## STATED GOAL
Determine which lines contain the word "React", then copy those lines.

## GIVEN INFORMATION
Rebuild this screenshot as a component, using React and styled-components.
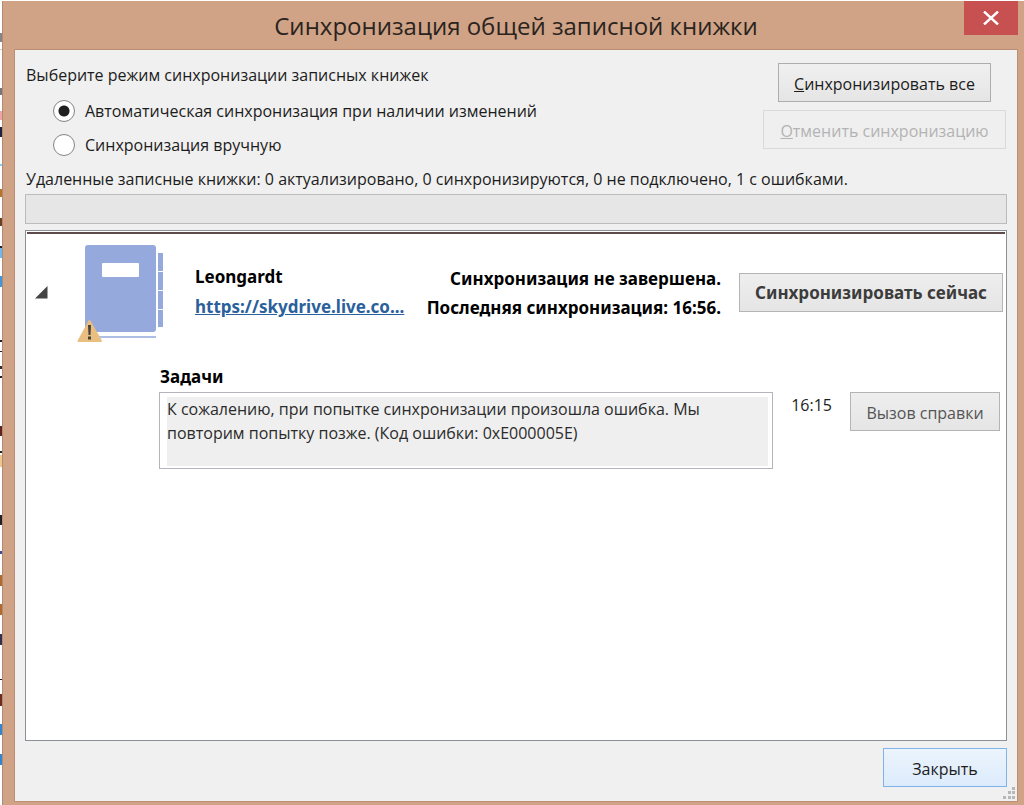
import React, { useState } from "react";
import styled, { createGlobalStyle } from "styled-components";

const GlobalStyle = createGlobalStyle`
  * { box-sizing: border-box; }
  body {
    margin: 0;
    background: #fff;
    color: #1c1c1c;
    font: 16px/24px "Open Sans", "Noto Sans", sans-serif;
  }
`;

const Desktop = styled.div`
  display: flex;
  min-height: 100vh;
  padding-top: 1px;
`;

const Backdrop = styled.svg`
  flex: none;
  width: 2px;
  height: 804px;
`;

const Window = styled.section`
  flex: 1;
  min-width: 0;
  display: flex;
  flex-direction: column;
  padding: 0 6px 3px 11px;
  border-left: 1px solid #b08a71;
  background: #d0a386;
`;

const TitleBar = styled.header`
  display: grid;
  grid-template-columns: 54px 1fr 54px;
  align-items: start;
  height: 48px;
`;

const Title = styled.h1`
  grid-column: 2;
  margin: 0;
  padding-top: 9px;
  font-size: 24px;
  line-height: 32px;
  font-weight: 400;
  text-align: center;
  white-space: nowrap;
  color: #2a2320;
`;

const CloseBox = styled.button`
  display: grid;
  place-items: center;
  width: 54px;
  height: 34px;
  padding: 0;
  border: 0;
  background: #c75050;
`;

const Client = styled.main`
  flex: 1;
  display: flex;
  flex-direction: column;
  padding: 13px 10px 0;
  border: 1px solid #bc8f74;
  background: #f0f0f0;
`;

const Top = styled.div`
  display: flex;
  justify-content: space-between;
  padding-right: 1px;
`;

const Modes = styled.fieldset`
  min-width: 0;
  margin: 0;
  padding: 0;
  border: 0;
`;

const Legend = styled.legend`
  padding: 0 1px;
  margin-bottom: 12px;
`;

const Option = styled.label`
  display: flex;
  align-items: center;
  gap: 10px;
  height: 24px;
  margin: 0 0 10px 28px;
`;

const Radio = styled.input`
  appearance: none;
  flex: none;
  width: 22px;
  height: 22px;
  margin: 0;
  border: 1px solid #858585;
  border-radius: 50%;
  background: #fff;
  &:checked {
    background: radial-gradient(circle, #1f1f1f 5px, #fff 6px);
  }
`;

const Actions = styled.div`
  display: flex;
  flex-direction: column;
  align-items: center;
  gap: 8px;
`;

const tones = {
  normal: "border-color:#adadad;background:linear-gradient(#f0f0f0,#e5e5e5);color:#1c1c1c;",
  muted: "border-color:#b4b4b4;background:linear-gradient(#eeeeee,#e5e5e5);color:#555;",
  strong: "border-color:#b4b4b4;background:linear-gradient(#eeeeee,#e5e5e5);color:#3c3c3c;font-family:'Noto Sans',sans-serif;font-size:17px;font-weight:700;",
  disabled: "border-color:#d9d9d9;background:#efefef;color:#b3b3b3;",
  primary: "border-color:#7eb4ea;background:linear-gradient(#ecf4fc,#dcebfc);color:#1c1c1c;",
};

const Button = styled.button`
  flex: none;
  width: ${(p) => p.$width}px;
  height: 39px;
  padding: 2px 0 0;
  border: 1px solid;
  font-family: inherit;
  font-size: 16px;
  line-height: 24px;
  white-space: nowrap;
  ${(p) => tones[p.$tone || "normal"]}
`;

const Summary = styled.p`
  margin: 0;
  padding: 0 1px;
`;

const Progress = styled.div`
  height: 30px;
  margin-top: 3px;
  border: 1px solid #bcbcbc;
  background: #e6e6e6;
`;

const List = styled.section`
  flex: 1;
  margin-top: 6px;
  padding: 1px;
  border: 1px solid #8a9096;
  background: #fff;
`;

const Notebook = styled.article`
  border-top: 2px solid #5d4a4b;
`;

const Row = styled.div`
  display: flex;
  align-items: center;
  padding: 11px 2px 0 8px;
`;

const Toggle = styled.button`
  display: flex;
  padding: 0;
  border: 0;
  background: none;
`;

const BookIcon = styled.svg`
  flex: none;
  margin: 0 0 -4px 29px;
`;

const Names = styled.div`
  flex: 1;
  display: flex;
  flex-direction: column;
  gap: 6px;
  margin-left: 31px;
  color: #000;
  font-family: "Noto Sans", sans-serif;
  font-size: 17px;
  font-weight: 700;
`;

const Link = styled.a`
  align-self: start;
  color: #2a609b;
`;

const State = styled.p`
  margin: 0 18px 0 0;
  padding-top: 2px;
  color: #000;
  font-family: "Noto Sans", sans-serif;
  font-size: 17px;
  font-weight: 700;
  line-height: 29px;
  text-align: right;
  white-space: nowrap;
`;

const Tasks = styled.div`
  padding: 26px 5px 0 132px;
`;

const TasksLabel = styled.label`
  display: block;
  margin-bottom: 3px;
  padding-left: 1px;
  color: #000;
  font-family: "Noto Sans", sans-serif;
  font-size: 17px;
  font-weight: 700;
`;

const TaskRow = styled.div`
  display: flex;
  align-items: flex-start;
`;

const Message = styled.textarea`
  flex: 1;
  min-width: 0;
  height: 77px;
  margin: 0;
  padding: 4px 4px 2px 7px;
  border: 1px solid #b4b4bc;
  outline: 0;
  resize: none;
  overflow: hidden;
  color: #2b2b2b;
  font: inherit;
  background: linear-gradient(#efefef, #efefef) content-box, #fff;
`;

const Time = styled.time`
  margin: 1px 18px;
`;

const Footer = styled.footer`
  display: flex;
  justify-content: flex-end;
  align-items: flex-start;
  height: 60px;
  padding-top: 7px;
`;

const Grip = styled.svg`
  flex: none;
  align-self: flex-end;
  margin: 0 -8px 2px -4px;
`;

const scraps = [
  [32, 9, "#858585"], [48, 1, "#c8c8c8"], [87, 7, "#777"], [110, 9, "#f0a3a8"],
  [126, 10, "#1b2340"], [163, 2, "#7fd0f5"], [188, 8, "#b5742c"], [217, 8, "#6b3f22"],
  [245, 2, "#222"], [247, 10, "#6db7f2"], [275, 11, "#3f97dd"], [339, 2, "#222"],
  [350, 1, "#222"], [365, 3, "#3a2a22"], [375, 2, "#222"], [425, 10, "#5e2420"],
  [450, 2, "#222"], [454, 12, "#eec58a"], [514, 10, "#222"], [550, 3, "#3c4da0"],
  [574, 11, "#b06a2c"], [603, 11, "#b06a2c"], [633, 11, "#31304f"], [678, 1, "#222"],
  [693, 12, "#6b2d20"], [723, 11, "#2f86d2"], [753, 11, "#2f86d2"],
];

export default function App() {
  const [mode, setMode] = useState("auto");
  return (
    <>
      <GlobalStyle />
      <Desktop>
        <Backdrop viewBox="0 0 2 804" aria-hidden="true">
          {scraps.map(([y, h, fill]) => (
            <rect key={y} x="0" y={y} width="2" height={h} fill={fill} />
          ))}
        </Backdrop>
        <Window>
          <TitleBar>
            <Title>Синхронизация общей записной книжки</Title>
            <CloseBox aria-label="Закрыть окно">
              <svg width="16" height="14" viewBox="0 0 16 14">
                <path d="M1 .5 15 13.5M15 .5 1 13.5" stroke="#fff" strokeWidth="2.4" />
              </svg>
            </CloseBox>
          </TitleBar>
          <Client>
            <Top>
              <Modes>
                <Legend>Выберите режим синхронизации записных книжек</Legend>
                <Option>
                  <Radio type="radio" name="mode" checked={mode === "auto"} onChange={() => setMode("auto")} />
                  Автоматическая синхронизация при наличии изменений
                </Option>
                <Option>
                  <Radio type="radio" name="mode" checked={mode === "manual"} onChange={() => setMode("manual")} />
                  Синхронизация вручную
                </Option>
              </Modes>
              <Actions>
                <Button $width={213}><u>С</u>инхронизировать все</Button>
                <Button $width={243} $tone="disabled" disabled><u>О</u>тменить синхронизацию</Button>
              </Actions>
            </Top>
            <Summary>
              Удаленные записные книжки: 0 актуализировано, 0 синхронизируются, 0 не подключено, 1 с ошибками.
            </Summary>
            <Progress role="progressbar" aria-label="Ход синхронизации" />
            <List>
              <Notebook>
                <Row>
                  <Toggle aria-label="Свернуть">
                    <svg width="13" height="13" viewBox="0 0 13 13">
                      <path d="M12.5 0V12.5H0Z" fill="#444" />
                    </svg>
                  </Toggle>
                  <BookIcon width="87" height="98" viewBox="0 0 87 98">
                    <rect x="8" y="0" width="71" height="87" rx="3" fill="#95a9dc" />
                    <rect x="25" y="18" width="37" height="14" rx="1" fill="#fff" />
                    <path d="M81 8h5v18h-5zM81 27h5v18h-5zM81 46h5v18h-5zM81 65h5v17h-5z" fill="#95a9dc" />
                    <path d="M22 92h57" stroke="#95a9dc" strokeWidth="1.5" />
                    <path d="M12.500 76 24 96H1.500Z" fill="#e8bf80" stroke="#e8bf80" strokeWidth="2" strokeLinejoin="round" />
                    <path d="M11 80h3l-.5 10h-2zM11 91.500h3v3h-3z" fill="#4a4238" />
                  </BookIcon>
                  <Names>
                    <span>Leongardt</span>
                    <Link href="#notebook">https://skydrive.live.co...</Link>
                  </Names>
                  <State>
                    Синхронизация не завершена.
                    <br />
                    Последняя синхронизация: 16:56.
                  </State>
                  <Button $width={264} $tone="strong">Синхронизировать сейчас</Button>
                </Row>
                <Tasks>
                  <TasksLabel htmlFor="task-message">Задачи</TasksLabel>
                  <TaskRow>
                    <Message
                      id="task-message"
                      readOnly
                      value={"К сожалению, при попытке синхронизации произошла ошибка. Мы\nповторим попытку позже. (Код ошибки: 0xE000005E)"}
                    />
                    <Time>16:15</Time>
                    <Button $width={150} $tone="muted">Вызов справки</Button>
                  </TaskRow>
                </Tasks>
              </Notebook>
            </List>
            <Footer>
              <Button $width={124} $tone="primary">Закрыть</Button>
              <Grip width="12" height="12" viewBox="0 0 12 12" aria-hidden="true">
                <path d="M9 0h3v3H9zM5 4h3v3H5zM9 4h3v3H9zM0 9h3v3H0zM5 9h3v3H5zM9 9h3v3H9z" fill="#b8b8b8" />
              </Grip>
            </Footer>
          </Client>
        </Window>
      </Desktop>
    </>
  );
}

## ANSWER FOR THIS EXERCISE
Rebuild this screenshot as a component, using React and styled-components.
import React, { useState } from "react";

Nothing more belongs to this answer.